Exercise:
Identify and copy all lines of the material where the string "styles" is found.

Data lines:

□ □ □ □ □ □ □

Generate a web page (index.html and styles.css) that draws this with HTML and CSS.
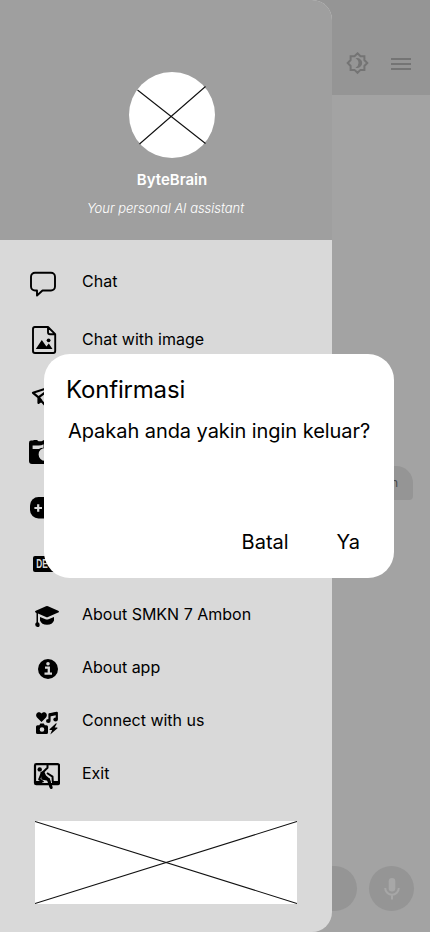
FILE: index.html
```html
<!DOCTYPE html>
<html lang="id">
<head>
<meta charset="utf-8">
<title>ByteBrain</title>
<link rel="stylesheet" href="styles.css">
</head>
<body>
<div class="screen">
  <main class="chat">
    <header class="topbar">
      <svg class="theme" viewBox="0 0 24 24"><path d="M12 2.300l3 2.900h3.900V9l2.900 3-2.900 3v3.900H15l-3 2.900-3-2.900H5.100V15l-2.900-3 2.900-3V5.200H9z" fill="none" stroke="currentColor" stroke-width="2"/><path d="M10 7.300a5 5 0 1 1 0 9.400q3-1.600 3-4.700t-3-4.700z" fill="currentColor"/></svg>
      <svg class="burger" viewBox="0 0 20 12"><path d="M0 1h20M0 6h20M0 11h20" stroke="currentColor" stroke-width="2"/></svg>
    </header>
    <div class="message">Halo ByteBrain</div>
    <div class="composer">
      <div class="field"></div>
      <div class="mic"><svg viewBox="0 0 16 22"><rect x="4.700" y="0" width="6.600" height="13.500" rx="3.300" fill="currentColor"/><path d="M1.200 10a6.800 6.800 0 0 0 13.600 0M8 17v4.500" fill="none" stroke="currentColor" stroke-width="2"/></svg></div>
    </div>
  </main>
  <aside class="drawer">
    <div class="profile">
      <svg class="avatar" viewBox="0 0 86 86"><circle cx="43" cy="43" r="43" fill="#fff"/><path d="M8.500 18L76.500 71.500M76.500 14.500L10.500 72" stroke="#111" stroke-width="1.100"/></svg>
      <h1>ByteBrain</h1>
      <p>Your personal AI assistant</p>
    </div>
    <nav class="menu">
      <a class="item g25"><svg viewBox="0 0 32 32"><path d="M7 5.700h16a4 4 0 0 1 4 4v9.800a4 4 0 0 1-4 4h-8.500L9 28.500v-5H7a4 4 0 0 1-4-4V9.700a4 4 0 0 1 4-4z" fill="none" stroke="#000" stroke-width="1.900" stroke-linejoin="round"/></svg><span class="raised">Chat</span></a>
      <a class="item g24"><svg viewBox="0 0 32 32"><path d="M6.500 3H20l7.200 7.200v16.800a2 2 0 0 1-2 2H7a2 2 0 0 1-2-2V5a2 2 0 0 1 2-2zM20 3v5.200a2 2 0 0 0 2 2h5.200" fill="none" stroke="#000" stroke-width="1.900" stroke-linejoin="round"/><path d="M7.800 25l6-9 4.600 6.500 2.400-3 3.700 5.500z"/><circle cx="20.600" cy="16.300" r="1.900"/></svg><span>Chat with image</span></a>
      <a class="item g24"><svg viewBox="0 0 32 32"><path d="M5 12.800L26 6 17 25l-3.800-4.200-2.700 2v-5.500zM10.500 17.300L26 6M10.500 17.300l3 3.500" fill="none" stroke="#000" stroke-width="2.200" stroke-linejoin="round"/></svg></a>
      <a class="item g24"><svg viewBox="0 0 32 32"><path d="M1 7Q1 4.600 3 4.600h2L6 4h3l1.500 1.300h3L16 4h10a3 3 0 0 1 3 3v18a3 3 0 0 1-3 3H4a3 3 0 0 1-3-3z"/><path d="M4.600 9.500h6q3 0 5-1.300v3.600q-3 0-4.600 1.200H4.600zM17 12a6.400 6.400 0 0 0 0 12.800z" fill="#d9d9d9"/></svg></a>
      <a class="item g24"><svg viewBox="0 0 32 32"><rect x="2" y="5" width="28" height="21.500" rx="8.500"/><path d="M10.200 12.200v7.600M6.400 16H14" stroke="#d9d9d9" stroke-width="2.200"/></svg></a>
      <a class="item g19"><svg viewBox="0 0 32 32"><rect x="5" y="8" width="26" height="16" rx="2"/><text class="dev" x="8.300" y="20.200" textLength="17" lengthAdjust="spacingAndGlyphs">DEV</text></svg></a>
      <a class="item g21"><svg viewBox="0 0 32 32"><path d="M7 12.700q0-.6.800-.9L18 7.300q1-.4 2 0l10.200 4.500q.8.300.8.900t-.8.900L20 18q-1 .4-2 0l-8-3.400v8.600q1.600.6 1.600 2.200A2.200 2.200 0 0 1 9.500 28q-2.300-.3-2.300-2.600 0-1.500 1.300-2.200v-9l-.7-.6q-.8-.3-.8-.9z"/><path d="M12 18l5.500 2.300q1.500.6 3 0L26 18v3.500Q24.500 25.700 19 25.700t-7-4.200z"/></svg><span>About SMKN 7 Ambon</span></a>
      <a class="item g21"><svg viewBox="0 0 32 32"><circle cx="20" cy="17" r="10"/><circle cx="20" cy="11.800" r="1.800" fill="#d9d9d9"/><path d="M17 15.700h3.800v6M16.500 21.700h7.500" fill="none" stroke="#d9d9d9" stroke-width="2.300"/></svg><span>About app</span></a>
      <a class="item g21"><svg viewBox="0 0 32 32"><path d="M13.500 17L9 12.400C6.300 9 10.500 5 13.500 8.500 16.500 5 20.700 9 18 12.400z"/><path d="M21.500 15.500V9.300l7.300-1.500v6.400" fill="none" stroke="#000" stroke-width="2.200" stroke-linejoin="round"/><path d="M21.500 10.200l7.300-1.500" stroke="#000" stroke-width="2.800"/><ellipse cx="20.300" cy="16" rx="2.300" ry="2"/><ellipse cx="27.600" cy="14.500" rx="2.300" ry="2"/><path fill-rule="evenodd" d="M9.500 20.300h1.800l1-1.800h3.500l1 1.800h1.700q1.500 0 1.500 1.500v5.700q0 1.500-1.500 1.500h-9Q8 29 8 27.500v-5.700q0-1.500 1.500-1.500zM14 22.200a2.300 2.300 0 1 0 0 4.600 2.300 2.300 0 0 0 0-4.600z"/><path d="M28 18.300l-6.500 5.900q-.3.800.6.800h2l-1.800 4.400 7.200-6.200q.3-.8-.6-.8h-2.200l2-3.600q0-.8-.7-.5z"/></svg><span>Connect with us</span></a>
      <a class="item"><svg viewBox="0 0 32 32"><rect x="7" y="6.200" width="24" height="20" rx="1.300" fill="none" stroke="#000" stroke-width="2.200"/><circle cx="11.700" cy="11.400" r="2.200"/><path d="M19.500 6.500v3.200L14.700 14.500M14 14.300l-2.800 7 4.300 2.700M15.500 15v5.500l5.500.7 1.700 7.800M19 15l5.500 3.600.3 5.400" fill="none" stroke="#000" stroke-width="2" stroke-linejoin="round"/><path d="M12.500 14l3.500-1 2 4.500 3.500 3-.5 2.500-7.500-1.500zM8 23h6v3H8zM24 23h6v3h-6z"/><path d="M20.500 22l2.700 7.500" stroke="#000" stroke-width="3" stroke-linecap="round"/></svg><span>Exit</span></a>
    </nav>
    <svg class="banner" viewBox="0 0 262 83"><rect width="262" height="83" fill="#fff"/><path d="M0 .5L262 82.500M262 .5L0 82.500" stroke="#111" stroke-width="1.100"/></svg>
  </aside>
  <section class="dialog" role="dialog">
    <h2>Konfirmasi</h2>
    <p>Apakah anda yakin ingin keluar?</p>
    <div class="actions"><span>Batal</span><span>Ya</span></div>
  </section>
</div>
</body>
</html>
```
FILE: styles.css
```css
* { box-sizing: border-box; }
body { margin: 0; font-family: Inter, "Liberation Sans", sans-serif; color: #000; }
h1, h2, p { margin: 0; font-weight: 400; }
svg { display: block; flex: none; }
.screen { position: relative; width: 430px; height: 932px; overflow: hidden; background: #a3a3a3; }
.chat { height: 932px; display: flex; flex-direction: column; }
.topbar { height: 95px; padding: 51px 19px 0 0; background: #959595; color: #747474; display: flex; justify-content: flex-end; align-items: flex-start; gap: 21px; }
.theme { width: 25px; height: 24px; }
.burger { width: 20px; height: 12px; margin-top: 7px; }
.message { align-self: flex-end; margin: 371px 17px 0 0; width: 120px; height: 34px; padding-right: 15px; background: #959595; border-radius: 17px 17px 4px 17px; font-size: 12px; line-height: 34px; text-align: right; color: #484848; white-space: nowrap; }
.composer { margin: auto 16px 21px; display: flex; gap: 12px; }
.field { flex: 1; height: 45px; border-radius: 23px; background: #959595; }
.mic { width: 45px; height: 45px; border-radius: 50%; background: #959595; color: #a7a7a7; display: flex; align-items: center; justify-content: center; }
.mic svg { width: 16px; height: 22px; }
.drawer { position: absolute; top: 0; left: 0; width: 332px; height: 932px; background: #d9d9d9; border-radius: 0 20px 20px 0; overflow: hidden; }
.profile { height: 240px; padding-top: 72px; background: #9f9f9f; color: #fff; display: flex; flex-direction: column; align-items: center; }
.avatar { width: 86px; height: 86px; margin-left: 12px; }
.profile h1 { margin: 12px 0 0 12px; font-size: 15px; line-height: 20px; font-weight: 600; }
.profile p { margin: 9px 1px 0 0; font-size: 13px; line-height: 18px; font-weight: 300; font-style: italic; letter-spacing: -0.030px; }
.menu { padding: 27px 0 0 28px; display: flex; flex-direction: column; }
.item { height: 32px; display: flex; align-items: center; gap: 22px; font-size: 16px; line-height: 20px; white-space: nowrap; }
.item svg { width: 32px; height: 32px; }
.item span { padding-bottom: 3px; }
.item .raised { padding-bottom: 5px; }
.g25 { margin-bottom: 25px; }
.g24 { margin-bottom: 24px; }
.g19 { margin-bottom: 19px; }
.g21 { margin-bottom: 21px; }
.dev { font-family: "Liberation Sans", sans-serif; font-size: 12px; font-weight: 700; fill: #d9d9d9; }
.banner { width: 262px; height: 83px; margin: 31px 0 0 35px; }
.dialog { position: absolute; left: 44px; top: 354px; width: 350px; height: 224px; padding: 21px 22px; background: #fff; border-radius: 26px; display: flex; flex-direction: column; }
.dialog h2 { font-size: 24px; line-height: 30px; letter-spacing: -0.180px; }
.dialog p { margin: 13px 0 0 2px; font-size: 20px; line-height: 26px; letter-spacing: -0.060px; white-space: nowrap; }
.actions { margin-top: auto; padding-right: 12px; display: flex; justify-content: flex-end; gap: 48px; font-size: 20px; line-height: 30px; }
```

□ □ □ □ □ □ □

Worked solution:
Generate a web page (index.html and styles.css) that draws this with HTML and CSS.
<link rel="stylesheet" href="styles.css">
FILE: styles.css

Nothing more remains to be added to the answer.